[Start Information supplied]

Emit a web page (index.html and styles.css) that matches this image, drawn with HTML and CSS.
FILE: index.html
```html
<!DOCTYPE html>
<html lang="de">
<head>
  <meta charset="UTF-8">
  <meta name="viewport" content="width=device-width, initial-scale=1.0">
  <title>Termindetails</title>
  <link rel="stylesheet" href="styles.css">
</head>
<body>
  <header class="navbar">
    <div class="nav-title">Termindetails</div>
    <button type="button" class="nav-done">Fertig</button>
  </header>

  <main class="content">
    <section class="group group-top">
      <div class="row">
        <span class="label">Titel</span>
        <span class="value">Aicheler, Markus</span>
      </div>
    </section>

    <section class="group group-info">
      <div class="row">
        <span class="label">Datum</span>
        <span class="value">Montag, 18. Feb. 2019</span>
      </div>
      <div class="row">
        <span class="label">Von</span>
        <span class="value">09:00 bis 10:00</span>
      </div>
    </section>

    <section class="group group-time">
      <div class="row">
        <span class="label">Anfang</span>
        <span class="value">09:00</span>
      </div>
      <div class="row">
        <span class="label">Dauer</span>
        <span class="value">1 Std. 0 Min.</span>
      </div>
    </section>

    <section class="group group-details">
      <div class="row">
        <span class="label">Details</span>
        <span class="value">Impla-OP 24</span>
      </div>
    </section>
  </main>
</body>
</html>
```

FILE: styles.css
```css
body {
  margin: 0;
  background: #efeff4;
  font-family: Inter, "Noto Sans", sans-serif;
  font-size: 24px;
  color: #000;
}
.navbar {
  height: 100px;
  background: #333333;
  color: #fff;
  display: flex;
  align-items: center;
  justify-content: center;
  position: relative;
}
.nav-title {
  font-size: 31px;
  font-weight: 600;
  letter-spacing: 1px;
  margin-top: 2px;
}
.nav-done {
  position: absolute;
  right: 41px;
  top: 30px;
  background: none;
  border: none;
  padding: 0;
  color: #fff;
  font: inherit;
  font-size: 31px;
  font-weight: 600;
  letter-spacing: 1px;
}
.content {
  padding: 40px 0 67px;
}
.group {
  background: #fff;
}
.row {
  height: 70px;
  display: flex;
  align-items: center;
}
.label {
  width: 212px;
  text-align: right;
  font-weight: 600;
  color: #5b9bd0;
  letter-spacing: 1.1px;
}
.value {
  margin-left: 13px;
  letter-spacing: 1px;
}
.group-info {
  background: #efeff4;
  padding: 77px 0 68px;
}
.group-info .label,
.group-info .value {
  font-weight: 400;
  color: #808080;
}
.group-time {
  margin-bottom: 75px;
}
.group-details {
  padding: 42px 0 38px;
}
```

[End Information supplied]
[Start Information supplied]

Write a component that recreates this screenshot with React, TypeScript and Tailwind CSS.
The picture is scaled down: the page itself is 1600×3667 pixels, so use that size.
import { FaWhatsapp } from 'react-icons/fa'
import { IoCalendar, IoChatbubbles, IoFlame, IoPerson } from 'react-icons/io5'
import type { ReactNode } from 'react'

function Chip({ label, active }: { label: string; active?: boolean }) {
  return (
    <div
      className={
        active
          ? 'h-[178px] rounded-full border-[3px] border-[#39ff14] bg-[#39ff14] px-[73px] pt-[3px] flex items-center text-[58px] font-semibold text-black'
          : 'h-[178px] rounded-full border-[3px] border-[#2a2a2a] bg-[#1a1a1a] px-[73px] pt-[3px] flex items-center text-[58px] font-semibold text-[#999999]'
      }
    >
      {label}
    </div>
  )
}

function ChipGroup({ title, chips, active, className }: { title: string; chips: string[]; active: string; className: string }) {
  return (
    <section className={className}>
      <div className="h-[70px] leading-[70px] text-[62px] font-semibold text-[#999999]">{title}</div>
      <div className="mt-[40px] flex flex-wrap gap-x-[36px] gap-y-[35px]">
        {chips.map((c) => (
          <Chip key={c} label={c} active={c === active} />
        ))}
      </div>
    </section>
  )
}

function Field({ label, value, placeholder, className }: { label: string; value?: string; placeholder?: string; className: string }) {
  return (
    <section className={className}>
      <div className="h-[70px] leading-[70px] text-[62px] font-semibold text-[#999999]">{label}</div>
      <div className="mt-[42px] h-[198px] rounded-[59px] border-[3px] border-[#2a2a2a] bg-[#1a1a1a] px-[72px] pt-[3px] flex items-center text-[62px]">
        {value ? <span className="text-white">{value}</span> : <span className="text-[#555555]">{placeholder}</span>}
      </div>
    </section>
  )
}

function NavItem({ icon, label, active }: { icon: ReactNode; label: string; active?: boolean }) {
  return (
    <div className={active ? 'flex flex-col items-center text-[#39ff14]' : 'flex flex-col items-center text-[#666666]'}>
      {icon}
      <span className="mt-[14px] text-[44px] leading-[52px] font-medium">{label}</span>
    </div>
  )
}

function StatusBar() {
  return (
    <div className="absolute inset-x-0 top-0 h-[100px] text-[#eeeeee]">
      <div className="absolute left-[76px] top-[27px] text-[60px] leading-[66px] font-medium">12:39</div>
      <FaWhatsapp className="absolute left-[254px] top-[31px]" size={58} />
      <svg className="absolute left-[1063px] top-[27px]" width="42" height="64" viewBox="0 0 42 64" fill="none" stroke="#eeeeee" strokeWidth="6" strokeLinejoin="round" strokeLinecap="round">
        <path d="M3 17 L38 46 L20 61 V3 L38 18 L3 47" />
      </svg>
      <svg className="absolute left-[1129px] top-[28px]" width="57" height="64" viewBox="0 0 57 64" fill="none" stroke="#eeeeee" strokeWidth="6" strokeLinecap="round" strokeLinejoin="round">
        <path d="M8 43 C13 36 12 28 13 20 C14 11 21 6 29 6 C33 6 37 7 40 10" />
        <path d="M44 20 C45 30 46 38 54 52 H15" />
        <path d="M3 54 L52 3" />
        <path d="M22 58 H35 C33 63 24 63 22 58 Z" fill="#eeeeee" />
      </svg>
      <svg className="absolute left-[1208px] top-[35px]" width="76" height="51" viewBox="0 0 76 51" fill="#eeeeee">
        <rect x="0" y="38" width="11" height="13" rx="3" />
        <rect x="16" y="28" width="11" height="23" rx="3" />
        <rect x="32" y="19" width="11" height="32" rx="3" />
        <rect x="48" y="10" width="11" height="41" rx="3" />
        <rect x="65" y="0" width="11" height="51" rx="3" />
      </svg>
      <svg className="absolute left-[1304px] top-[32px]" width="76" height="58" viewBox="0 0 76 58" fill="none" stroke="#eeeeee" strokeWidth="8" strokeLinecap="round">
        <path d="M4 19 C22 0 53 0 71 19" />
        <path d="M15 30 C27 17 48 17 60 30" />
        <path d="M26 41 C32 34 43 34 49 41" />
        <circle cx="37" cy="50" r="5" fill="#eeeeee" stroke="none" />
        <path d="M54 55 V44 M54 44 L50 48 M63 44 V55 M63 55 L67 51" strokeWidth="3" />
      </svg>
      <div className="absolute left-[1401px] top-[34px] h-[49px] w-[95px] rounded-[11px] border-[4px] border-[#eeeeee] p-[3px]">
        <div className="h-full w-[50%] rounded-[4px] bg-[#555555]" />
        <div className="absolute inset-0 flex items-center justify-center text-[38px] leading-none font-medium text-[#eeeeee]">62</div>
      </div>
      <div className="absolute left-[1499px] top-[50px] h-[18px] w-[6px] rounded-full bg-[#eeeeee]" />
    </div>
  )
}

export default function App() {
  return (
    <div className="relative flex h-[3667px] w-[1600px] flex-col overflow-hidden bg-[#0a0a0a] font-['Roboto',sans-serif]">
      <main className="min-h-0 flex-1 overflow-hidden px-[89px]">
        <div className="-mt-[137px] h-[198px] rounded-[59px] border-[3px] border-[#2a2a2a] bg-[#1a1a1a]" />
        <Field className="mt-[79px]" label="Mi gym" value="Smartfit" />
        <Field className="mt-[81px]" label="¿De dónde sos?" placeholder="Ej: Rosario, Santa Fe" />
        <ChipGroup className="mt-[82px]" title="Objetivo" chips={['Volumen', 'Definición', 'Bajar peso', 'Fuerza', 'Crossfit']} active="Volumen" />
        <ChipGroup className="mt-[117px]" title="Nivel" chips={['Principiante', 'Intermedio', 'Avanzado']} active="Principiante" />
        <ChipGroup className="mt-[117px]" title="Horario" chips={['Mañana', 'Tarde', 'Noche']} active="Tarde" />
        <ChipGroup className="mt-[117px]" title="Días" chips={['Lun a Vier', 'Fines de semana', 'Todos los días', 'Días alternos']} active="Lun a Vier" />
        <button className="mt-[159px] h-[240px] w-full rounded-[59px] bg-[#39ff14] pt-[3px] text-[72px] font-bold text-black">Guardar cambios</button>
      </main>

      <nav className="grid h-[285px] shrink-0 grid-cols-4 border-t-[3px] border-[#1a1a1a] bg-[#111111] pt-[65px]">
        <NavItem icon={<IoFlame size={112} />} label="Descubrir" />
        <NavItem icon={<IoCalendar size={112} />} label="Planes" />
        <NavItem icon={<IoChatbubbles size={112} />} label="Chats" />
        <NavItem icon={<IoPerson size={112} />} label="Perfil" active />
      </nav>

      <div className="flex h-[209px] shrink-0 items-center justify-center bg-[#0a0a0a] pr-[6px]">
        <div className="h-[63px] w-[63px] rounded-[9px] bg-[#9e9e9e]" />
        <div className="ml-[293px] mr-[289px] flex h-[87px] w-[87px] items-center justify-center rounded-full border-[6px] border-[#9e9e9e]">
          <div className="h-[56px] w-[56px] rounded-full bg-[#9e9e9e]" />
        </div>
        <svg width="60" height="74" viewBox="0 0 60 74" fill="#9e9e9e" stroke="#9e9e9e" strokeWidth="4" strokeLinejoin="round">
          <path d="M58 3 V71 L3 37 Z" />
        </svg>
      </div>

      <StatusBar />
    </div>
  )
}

[End Information supplied]
[Start Information supplied]

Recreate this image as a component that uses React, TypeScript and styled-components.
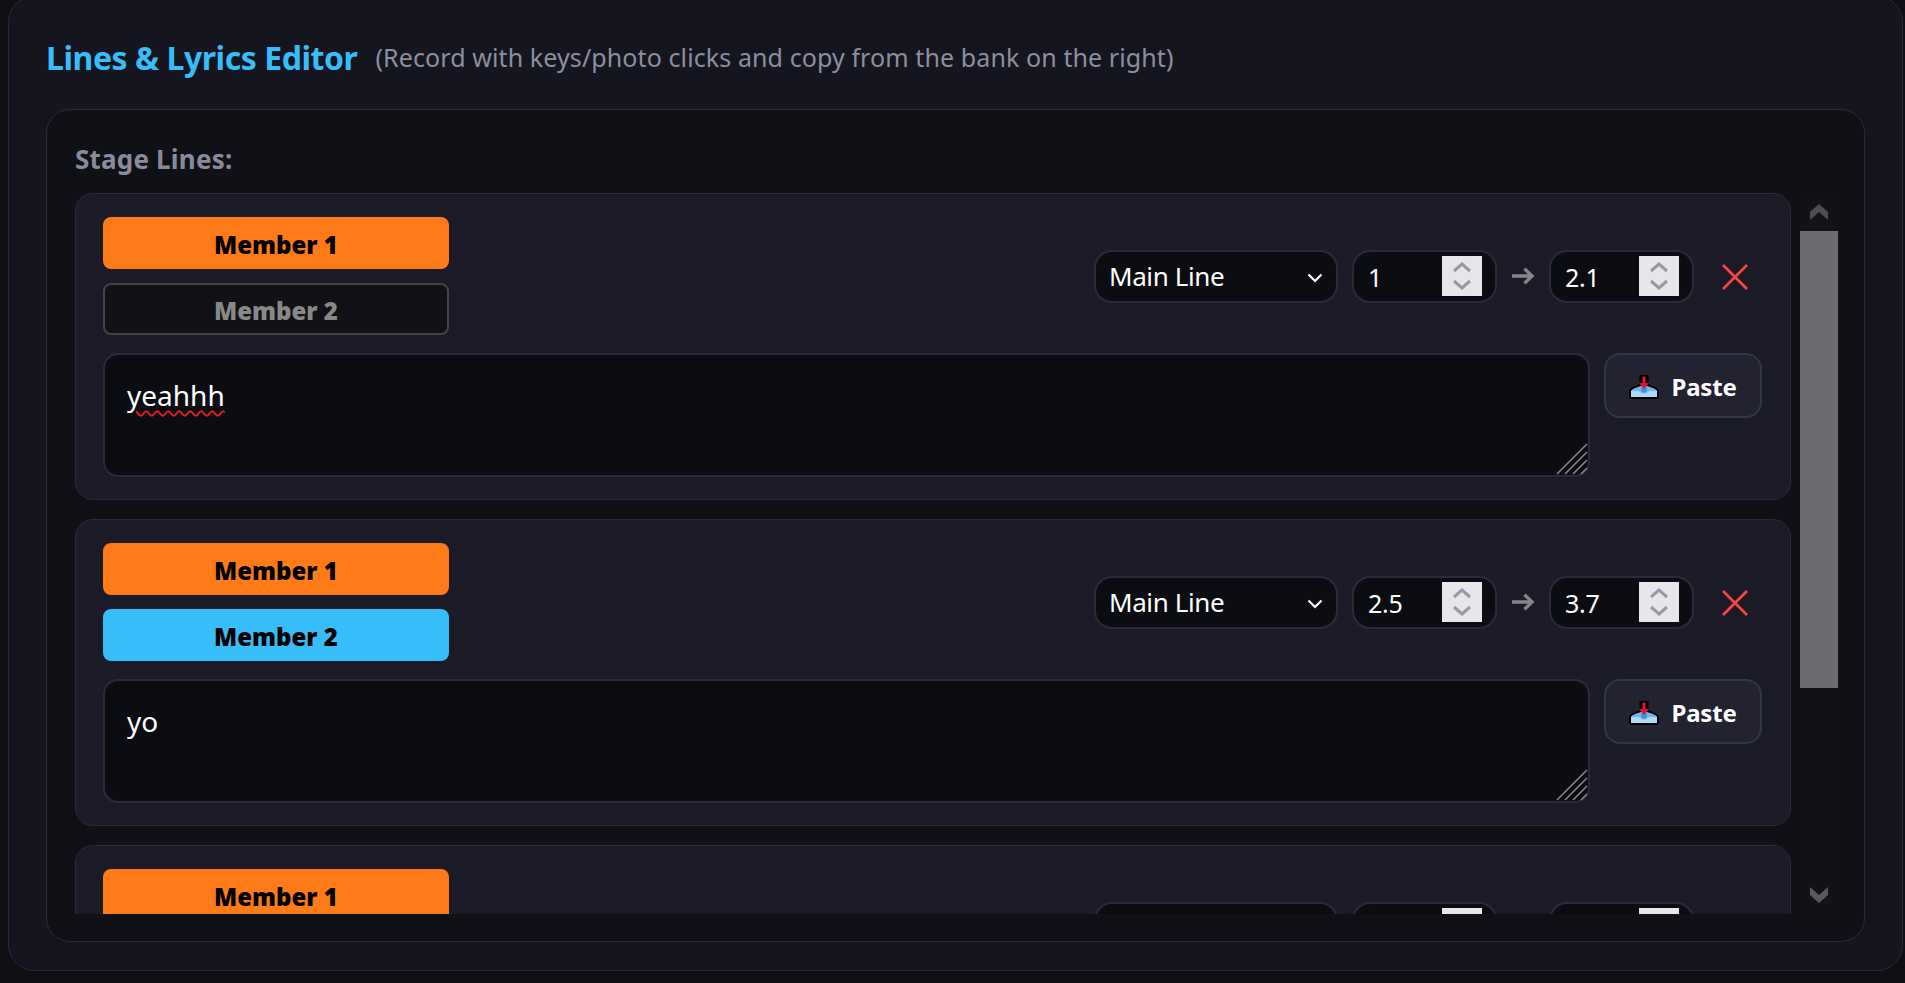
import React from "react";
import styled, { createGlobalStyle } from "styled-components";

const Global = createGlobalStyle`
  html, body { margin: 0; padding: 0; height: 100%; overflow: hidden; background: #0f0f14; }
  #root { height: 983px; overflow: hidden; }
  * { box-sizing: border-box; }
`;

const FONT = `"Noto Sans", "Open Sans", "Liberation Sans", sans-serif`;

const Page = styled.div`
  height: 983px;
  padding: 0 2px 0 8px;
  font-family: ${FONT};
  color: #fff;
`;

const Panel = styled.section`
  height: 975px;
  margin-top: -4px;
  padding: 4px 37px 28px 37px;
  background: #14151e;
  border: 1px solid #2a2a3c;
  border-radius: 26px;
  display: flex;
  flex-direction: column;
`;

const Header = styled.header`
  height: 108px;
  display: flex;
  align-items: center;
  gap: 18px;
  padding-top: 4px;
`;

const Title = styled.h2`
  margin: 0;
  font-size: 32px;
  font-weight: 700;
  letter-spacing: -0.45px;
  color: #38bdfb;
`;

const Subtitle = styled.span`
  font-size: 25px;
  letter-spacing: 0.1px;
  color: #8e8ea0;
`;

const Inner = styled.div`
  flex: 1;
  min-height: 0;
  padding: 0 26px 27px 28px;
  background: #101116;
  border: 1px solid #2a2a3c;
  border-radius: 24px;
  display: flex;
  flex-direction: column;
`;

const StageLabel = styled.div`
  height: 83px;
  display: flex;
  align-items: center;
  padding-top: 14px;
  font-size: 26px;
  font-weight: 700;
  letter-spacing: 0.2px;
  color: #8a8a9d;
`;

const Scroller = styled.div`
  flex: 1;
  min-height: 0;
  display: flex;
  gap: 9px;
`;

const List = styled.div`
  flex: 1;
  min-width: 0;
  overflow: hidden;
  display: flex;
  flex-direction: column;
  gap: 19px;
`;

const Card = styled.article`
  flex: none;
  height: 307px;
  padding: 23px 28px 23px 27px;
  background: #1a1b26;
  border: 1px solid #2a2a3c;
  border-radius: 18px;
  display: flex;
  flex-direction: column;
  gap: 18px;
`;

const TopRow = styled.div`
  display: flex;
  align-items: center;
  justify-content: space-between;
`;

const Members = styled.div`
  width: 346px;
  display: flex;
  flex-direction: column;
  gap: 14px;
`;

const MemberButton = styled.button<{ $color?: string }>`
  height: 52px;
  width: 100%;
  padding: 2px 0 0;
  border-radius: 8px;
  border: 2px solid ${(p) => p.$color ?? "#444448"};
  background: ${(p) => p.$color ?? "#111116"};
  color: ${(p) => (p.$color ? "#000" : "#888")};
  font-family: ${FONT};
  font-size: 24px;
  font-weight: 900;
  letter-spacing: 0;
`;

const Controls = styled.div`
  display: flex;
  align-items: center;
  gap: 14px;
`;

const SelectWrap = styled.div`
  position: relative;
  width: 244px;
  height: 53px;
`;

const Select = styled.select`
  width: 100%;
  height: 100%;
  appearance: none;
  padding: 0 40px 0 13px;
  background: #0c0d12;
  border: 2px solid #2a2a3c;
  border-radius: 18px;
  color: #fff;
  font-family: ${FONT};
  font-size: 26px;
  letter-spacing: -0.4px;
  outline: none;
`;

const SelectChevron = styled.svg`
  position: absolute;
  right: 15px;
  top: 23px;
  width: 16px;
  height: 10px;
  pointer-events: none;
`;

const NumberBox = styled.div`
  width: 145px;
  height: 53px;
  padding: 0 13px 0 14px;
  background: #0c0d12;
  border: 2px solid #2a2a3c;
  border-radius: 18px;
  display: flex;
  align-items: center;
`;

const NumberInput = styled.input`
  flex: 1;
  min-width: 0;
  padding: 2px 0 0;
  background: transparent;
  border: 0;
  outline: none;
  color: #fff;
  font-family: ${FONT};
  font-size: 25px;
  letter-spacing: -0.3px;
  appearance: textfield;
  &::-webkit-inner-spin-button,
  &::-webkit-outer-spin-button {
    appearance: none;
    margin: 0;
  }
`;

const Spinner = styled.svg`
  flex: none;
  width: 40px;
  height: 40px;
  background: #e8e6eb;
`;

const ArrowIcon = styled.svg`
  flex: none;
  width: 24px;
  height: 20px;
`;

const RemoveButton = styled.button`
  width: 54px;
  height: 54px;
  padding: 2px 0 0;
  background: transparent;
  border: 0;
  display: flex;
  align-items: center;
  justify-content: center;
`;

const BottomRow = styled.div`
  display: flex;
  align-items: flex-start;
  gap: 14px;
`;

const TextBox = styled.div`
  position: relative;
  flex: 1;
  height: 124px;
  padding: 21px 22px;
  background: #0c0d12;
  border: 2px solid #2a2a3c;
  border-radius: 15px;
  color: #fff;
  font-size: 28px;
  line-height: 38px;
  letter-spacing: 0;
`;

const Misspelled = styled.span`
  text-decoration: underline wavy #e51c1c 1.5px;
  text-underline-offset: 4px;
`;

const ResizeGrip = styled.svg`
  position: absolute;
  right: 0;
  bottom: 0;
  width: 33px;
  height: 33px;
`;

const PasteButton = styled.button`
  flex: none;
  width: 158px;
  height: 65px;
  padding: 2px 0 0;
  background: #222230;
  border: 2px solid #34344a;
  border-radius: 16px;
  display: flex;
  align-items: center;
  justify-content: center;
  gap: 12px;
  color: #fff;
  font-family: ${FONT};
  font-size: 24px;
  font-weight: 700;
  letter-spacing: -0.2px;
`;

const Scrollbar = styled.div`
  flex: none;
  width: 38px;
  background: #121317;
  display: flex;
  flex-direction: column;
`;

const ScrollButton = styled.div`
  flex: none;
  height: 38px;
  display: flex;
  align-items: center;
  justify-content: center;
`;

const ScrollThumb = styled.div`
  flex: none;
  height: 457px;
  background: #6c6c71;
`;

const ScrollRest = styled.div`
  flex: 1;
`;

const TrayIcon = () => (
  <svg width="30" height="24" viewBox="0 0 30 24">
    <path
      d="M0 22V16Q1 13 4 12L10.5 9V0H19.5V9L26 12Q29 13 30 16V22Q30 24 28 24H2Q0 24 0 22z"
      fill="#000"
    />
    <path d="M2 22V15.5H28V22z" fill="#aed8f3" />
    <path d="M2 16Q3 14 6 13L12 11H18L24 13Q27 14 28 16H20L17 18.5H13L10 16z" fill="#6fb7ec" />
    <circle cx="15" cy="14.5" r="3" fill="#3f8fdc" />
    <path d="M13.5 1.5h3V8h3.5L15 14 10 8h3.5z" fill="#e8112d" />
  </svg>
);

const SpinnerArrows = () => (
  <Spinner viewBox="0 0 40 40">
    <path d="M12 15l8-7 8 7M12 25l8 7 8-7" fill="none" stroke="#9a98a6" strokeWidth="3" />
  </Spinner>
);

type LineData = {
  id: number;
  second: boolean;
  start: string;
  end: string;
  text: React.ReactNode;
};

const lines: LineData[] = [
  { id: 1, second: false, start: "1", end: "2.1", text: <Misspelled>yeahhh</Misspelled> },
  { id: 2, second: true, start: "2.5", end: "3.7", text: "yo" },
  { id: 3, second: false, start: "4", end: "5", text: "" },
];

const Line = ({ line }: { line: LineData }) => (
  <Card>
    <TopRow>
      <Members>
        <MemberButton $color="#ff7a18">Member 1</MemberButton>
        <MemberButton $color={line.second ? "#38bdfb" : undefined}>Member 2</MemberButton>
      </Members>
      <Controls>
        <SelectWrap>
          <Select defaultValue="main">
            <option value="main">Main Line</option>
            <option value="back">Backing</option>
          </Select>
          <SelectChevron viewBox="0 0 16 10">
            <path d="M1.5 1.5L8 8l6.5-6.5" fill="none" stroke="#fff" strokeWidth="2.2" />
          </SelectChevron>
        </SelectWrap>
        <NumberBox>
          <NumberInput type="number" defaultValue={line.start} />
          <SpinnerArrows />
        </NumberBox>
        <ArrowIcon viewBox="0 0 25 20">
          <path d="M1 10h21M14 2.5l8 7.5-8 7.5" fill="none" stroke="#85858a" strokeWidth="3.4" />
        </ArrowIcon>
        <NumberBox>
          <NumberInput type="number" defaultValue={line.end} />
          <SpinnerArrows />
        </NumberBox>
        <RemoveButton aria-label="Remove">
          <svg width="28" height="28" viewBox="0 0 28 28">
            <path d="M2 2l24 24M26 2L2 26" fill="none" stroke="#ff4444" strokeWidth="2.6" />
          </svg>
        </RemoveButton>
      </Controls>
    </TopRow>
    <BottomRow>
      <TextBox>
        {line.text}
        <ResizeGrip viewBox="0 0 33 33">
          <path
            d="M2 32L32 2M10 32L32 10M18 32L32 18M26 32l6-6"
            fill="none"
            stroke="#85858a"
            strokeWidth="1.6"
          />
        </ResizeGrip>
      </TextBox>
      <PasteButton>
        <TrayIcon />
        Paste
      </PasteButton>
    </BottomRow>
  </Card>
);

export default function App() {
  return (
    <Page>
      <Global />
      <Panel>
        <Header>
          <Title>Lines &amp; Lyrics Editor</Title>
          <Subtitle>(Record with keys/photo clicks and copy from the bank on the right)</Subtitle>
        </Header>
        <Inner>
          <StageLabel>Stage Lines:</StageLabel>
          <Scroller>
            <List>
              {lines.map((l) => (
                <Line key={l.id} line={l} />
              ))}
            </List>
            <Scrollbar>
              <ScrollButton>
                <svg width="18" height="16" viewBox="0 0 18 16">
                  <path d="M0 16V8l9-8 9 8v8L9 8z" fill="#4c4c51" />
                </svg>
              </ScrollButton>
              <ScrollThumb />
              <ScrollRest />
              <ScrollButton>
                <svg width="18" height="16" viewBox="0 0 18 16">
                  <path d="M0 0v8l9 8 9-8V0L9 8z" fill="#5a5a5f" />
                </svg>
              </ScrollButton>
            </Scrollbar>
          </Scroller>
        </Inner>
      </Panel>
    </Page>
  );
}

[End Information supplied]

→ **Your instructions**: Within the data above, pick out all lines holding the word "components".

→ **Task solution**:
Recreate this image as a component that uses React, TypeScript and styled-components.
import styled, { createGlobalStyle } from "styled-components";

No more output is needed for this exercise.